I had a senior moment this morning. Not the kind where you forget something—although I do have plenty of those these days. I’m talking about the kind you have when your last kid is a senior in high school.
It happened when I received an email from the school district with next year’s calendar. I almost read it when I realized, “Hey, what the heck do I care how long Christmas break is—I’m done here.” And last week when we got a call about a delayed opening I thought, “Wow, I won’t be getting too many more of these.” In fact I should check to make sure I’m off their phone list because if I get a call next year at 5:45 am telling me there’s no school I will be REALLY cranky.”
And in a few months when they start sending out the email for next year’s school directory, for the first time in two decades I won’t have to check to see if our information is correct—any Fischers listed will not be related to me.

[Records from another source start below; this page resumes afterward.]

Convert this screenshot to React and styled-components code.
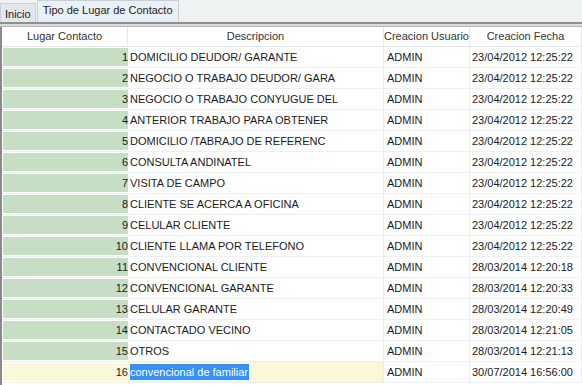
import React from 'react'
import styled, { createGlobalStyle } from 'styled-components'

const rows = [
  [1, 'DOMICILIO DEUDOR/ GARANTE', 'ADMIN', '23/04/2012 12:25:22'],
  [2, 'NEGOCIO O TRABAJO DEUDOR/ GARA', 'ADMIN', '23/04/2012 12:25:22'],
  [3, 'NEGOCIO O TRABAJO CONYUGUE DEL', 'ADMIN', '23/04/2012 12:25:22'],
  [4, 'ANTERIOR TRABAJO PARA OBTENER', 'ADMIN', '23/04/2012 12:25:22'],
  [5, 'DOMICILIO /TABRAJO DE REFERENC', 'ADMIN', '23/04/2012 12:25:22'],
  [6, 'CONSULTA ANDINATEL', 'ADMIN', '23/04/2012 12:25:22'],
  [7, 'VISITA DE CAMPO', 'ADMIN', '23/04/2012 12:25:22'],
  [8, 'CLIENTE SE ACERCA A OFICINA', 'ADMIN', '23/04/2012 12:25:22'],
  [9, 'CELULAR CLIENTE', 'ADMIN', '23/04/2012 12:25:22'],
  [10, 'CLIENTE LLAMA POR TELEFONO', 'ADMIN', '23/04/2012 12:25:22'],
  [11, 'CONVENCIONAL CLIENTE', 'ADMIN', '28/03/2014 12:20:18'],
  [12, 'CONVENCIONAL GARANTE', 'ADMIN', '28/03/2014 12:20:33'],
  [13, 'CELULAR GARANTE', 'ADMIN', '28/03/2014 12:20:49'],
  [14, 'CONTACTADO VECINO', 'ADMIN', '28/03/2014 12:21:05'],
  [15, 'OTROS', 'ADMIN', '28/03/2014 12:21:13'],
  [16, 'convencional de familiar', 'ADMIN', '30/07/2014 16:56:00'],
]

const Global = createGlobalStyle`
  body {
    margin: 0;
    font-family: "Liberation Sans", Arial, sans-serif;
    font-size: 11px;
    color: #1a1a1a;
    background: #fff;
  }
`

function App() {
  return (
    <Page>
      <Global />
      <TabBar>
        <Tab>Inicio</Tab>
        <Tab active>Tipo de Lugar de Contacto</Tab>
      </TabBar>
      <Divider />
      <Grid>
        <HeadRow>
          <HeadCell>Lugar Contacto</HeadCell>
          <HeadCell>Descripcion</HeadCell>
          <HeadCell>Creacion Usuario</HeadCell>
          <HeadCell>Creacion Fecha</HeadCell>
        </HeadRow>
        {rows.map(([id, desc, user, date]) => {
          const editing = id === 16
          return (
            <Row key={id}>
              <IdCell editing={editing}>{id}</IdCell>
              <Cell editing={editing}>
                {editing ? <Selected>{desc}</Selected> : desc}
              </Cell>
              <Cell pad={3}>{user}</Cell>
              <Cell pad={2}>{date}</Cell>
            </Row>
          )
        })}
      </Grid>
    </Page>
  )
}

export default App

const Page = styled.div`
  width: 582px;
  height: 385px;
  overflow: hidden;
  background: #fff;
`
const TabBar = styled.div`
  display: flex;
  align-items: flex-end;
  height: 22px;
  background: #eef2f2;
`
const Tab = styled.div`
  height: ${p => (p.active ? '22px' : '19px')};
  line-height: ${p => (p.active ? '18px' : '20px')};
  padding: 0 ${p => (p.active ? '5px' : '4px')};
  box-sizing: border-box;
  border: 1px solid #c9d0d6;
  border-bottom: none;
  background: ${p => (p.active ? '#eaf0f5' : '#e2e7ec')};
  color: #222;
  margin-left: ${p => (p.active ? '1px' : '0')};
`
const Divider = styled.div`
  height: 5px;
  box-sizing: border-box;
  border-top: 2px solid #8f8f8f;
  border-bottom: 1px solid #b5b5b5;
  background: #dcdcdc;
`
const Grid = styled.div`
  border-left: 2px solid #8a8a8a;
  min-height: 360px;
`
const cols = `126px 256px 86px 1fr`
const HeadRow = styled.div`
  display: grid;
  grid-template-columns: ${cols};
  height: 19px;
  border-bottom: 1px solid #e3e8ec;
`
const HeadCell = styled.div`
  text-align: center;
  line-height: 19px;
  color: #333;
  white-space: nowrap;
  border-right: 1px solid #e6eaee;
`
const Row = styled.div`
  display: grid;
  grid-template-columns: ${cols};
  height: 21px;
  border-bottom: 1px solid #eef1f4;
  box-sizing: border-box;
`
const Cell = styled.div`
  line-height: 20px;
  padding-left: ${p => p.pad || 2}px;
  white-space: nowrap;
  overflow: hidden;
  border-right: 1px solid #eaeef2;
  background: ${p => (p.editing ? '#fbf8d9' : 'transparent')};
`
const IdCell = styled.div`
  text-align: right;
  line-height: 18px;
  margin: 1px 0 1px 1px;
  background: ${p => (p.editing ? '#fbf8d9' : '#c5dec4')};
`
const Selected = styled.span`
  background: #3390ff;
  color: #fff;
  padding: 2px 1px 2px 0;
`
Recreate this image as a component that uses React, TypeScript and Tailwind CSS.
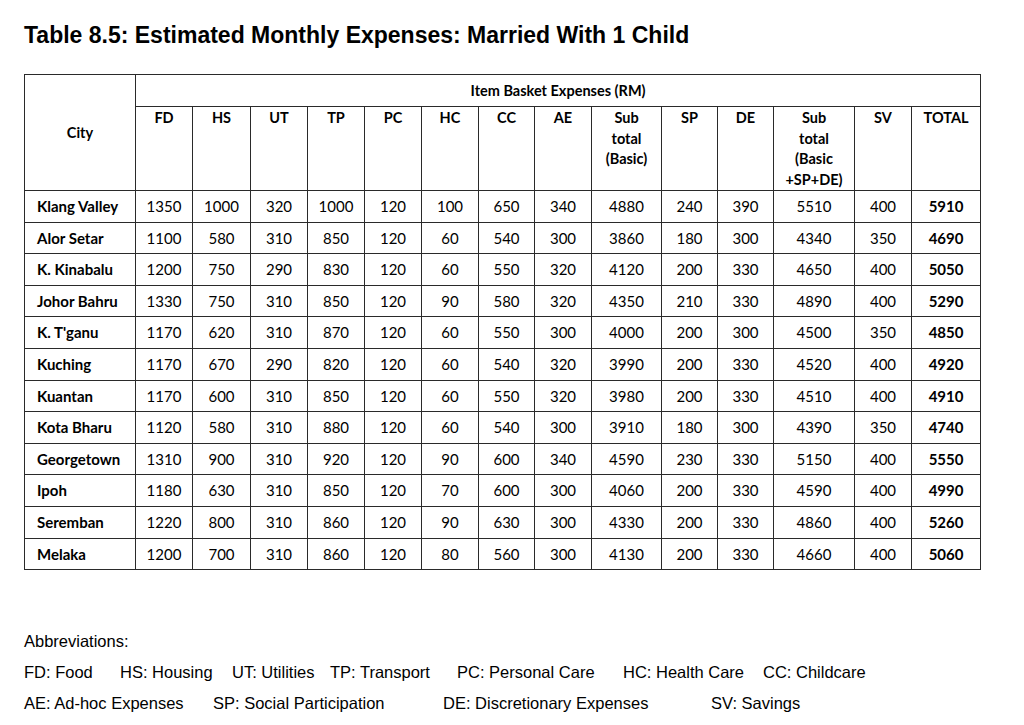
import React from "react";

const COLUMNS = [
  { label: ["FD"], w: "w-[57px]" },
  { label: ["HS"], w: "w-[58px]" },
  { label: ["UT"], w: "w-[57px]" },
  { label: ["TP"], w: "w-[57px]" },
  { label: ["PC"], w: "w-[57px]" },
  { label: ["HC"], w: "w-[57px]" },
  { label: ["CC"], w: "w-[56px]" },
  { label: ["AE"], w: "w-[57px]" },
  { label: ["Sub", "total", "(Basic)"], w: "w-[70px]" },
  { label: ["SP"], w: "w-[56px]" },
  { label: ["DE"], w: "w-[56px]" },
  { label: ["Sub", "total", "(Basic", "+SP+DE)"], w: "w-[81px]" },
  { label: ["SV"], w: "w-[57px]" },
  { label: ["TOTAL"], w: "w-[69px]" },
];

const ROWS: [string, number[]][] = [
  ["Klang Valley", [1350, 1000, 320, 1000, 120, 100, 650, 340, 4880, 240, 390, 5510, 400, 5910]],
  ["Alor Setar", [1100, 580, 310, 850, 120, 60, 540, 300, 3860, 180, 300, 4340, 350, 4690]],
  ["K. Kinabalu", [1200, 750, 290, 830, 120, 60, 550, 320, 4120, 200, 330, 4650, 400, 5050]],
  ["Johor Bahru", [1330, 750, 310, 850, 120, 90, 580, 320, 4350, 210, 330, 4890, 400, 5290]],
  ["K. T'ganu", [1170, 620, 310, 870, 120, 60, 550, 300, 4000, 200, 300, 4500, 350, 4850]],
  ["Kuching", [1170, 670, 290, 820, 120, 60, 540, 320, 3990, 200, 330, 4520, 400, 4920]],
  ["Kuantan", [1170, 600, 310, 850, 120, 60, 550, 320, 3980, 200, 330, 4510, 400, 4910]],
  ["Kota Bharu", [1120, 580, 310, 880, 120, 60, 540, 300, 3910, 180, 300, 4390, 350, 4740]],
  ["Georgetown", [1310, 900, 310, 920, 120, 90, 600, 340, 4590, 230, 330, 5150, 400, 5550]],
  ["Ipoh", [1180, 630, 310, 850, 120, 70, 600, 300, 4060, 200, 330, 4590, 400, 4990]],
  ["Seremban", [1220, 800, 310, 860, 120, 90, 630, 300, 4330, 200, 330, 4860, 400, 5260]],
  ["Melaka", [1200, 700, 310, 860, 120, 80, 560, 300, 4130, 200, 330, 4660, 400, 5060]],
];

const ABBR_LINE_1 = [
  { text: "FD: Food", w: "w-[96px]" },
  { text: "HS: Housing", w: "w-[112px]" },
  { text: "UT: Utilities", w: "w-[98px]" },
  { text: "TP: Transport", w: "w-[127px]" },
  { text: "PC: Personal Care", w: "w-[166px]" },
  { text: "HC: Health Care", w: "w-[140px]" },
  { text: "CC: Childcare", w: "" },
];

const ABBR_LINE_2 = [
  { text: "AE: Ad-hoc Expenses", w: "w-[189px]" },
  { text: "SP: Social Participation", w: "w-[230px]" },
  { text: "DE: Discretionary Expenses", w: "w-[268px]" },
  { text: "SV: Savings", w: "" },
];

const cell = "border border-[#2a2a2a]";

export default function App() {
  return (
    <div className="min-h-screen w-[1024px] bg-white pl-6 pt-[22px] text-black">
      {/* Title */}
      <h1 className="font-['Liberation_Sans',Arial,sans-serif] text-[23px] font-bold leading-[26px]">
        Table 8.5: Estimated Monthly Expenses: Married With 1 Child
      </h1>

      {/* Expense table */}
      <table className="mt-[26px] w-[956px] table-fixed border-collapse font-['Lato',sans-serif] text-[15px]">
        <colgroup>
          <col className="w-[111px]" />
          {COLUMNS.map((c, i) => (
            <col key={i} className={c.w} />
          ))}
        </colgroup>
        <thead>
          <tr className="h-[32px]">
            <th rowSpan={2} className={`${cell} align-middle text-[14.5px] font-bold`}>
              City
            </th>
            <th colSpan={14} className={`${cell} align-middle text-[14.5px] font-bold`}>
              Item Basket Expenses (RM)
            </th>
          </tr>
          <tr className="h-[83px]">
            {COLUMNS.map((c, i) => (
              <th
                key={i}
                className={`${cell} pt-[1px] align-top text-[14.5px] font-bold leading-[20.5px]`}
              >
                {c.label.map((l, j) => (
                  <div key={j}>{l}</div>
                ))}
              </th>
            ))}
          </tr>
        </thead>
        <tbody>
          {ROWS.map(([city, vals]) => (
            <tr key={city} className="h-[31.6px]">
              <td className={`${cell} pl-3 text-left font-bold`}>{city}</td>
              {vals.map((v, i) => (
                <td
                  key={i}
                  className={`${cell} text-center ${i === vals.length - 1 ? "font-bold" : ""}`}
                >
                  {v}
                </td>
              ))}
            </tr>
          ))}
        </tbody>
      </table>

      {/* Abbreviations */}
      <div className="mt-[56px] font-['Liberation_Sans',Arial,sans-serif] text-[16.5px] leading-[31px]">
        <div>Abbreviations:</div>
        <div className="flex">
          {ABBR_LINE_1.map((a) => (
            <span key={a.text} className={`${a.w} shrink-0 whitespace-nowrap`}>
              {a.text}
            </span>
          ))}
        </div>
        <div className="flex">
          {ABBR_LINE_2.map((a) => (
            <span key={a.text} className={`${a.w} shrink-0 whitespace-nowrap`}>
              {a.text}
            </span>
          ))}
        </div>
      </div>
    </div>
  );
}
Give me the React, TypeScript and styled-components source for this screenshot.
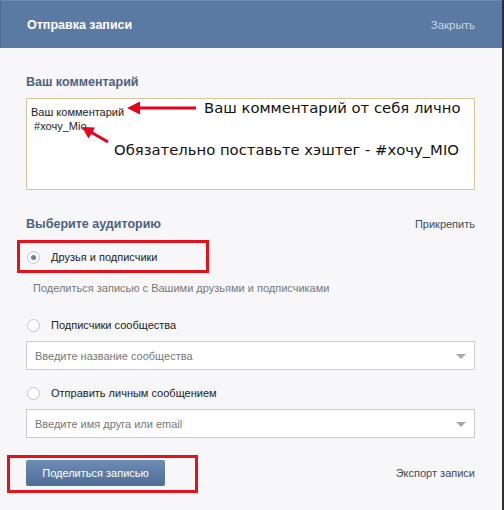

When it’s time to buy school supplies for next year I won’t be ordering a box from Supplies to Please. My child will take himself to his college’s bookstore or order what he needs from Amazon—back to school shopping is now officially a thing of the past.
What else you ask (and even if you didn’t I am going to tell you anyway)? NO MORE PORTAL! Not that I ever check it to be honest, but I won’t have any guilt about not checking it. My child will soon be 18 and his grades will be his problem not mine. If he’s old enough to register for the draft and carry a gun he’s definitely old enough to worry about his own grades. Just saying. (I have to add that there were times when I saw his grades and it was a good thing I don’t carry a gun.)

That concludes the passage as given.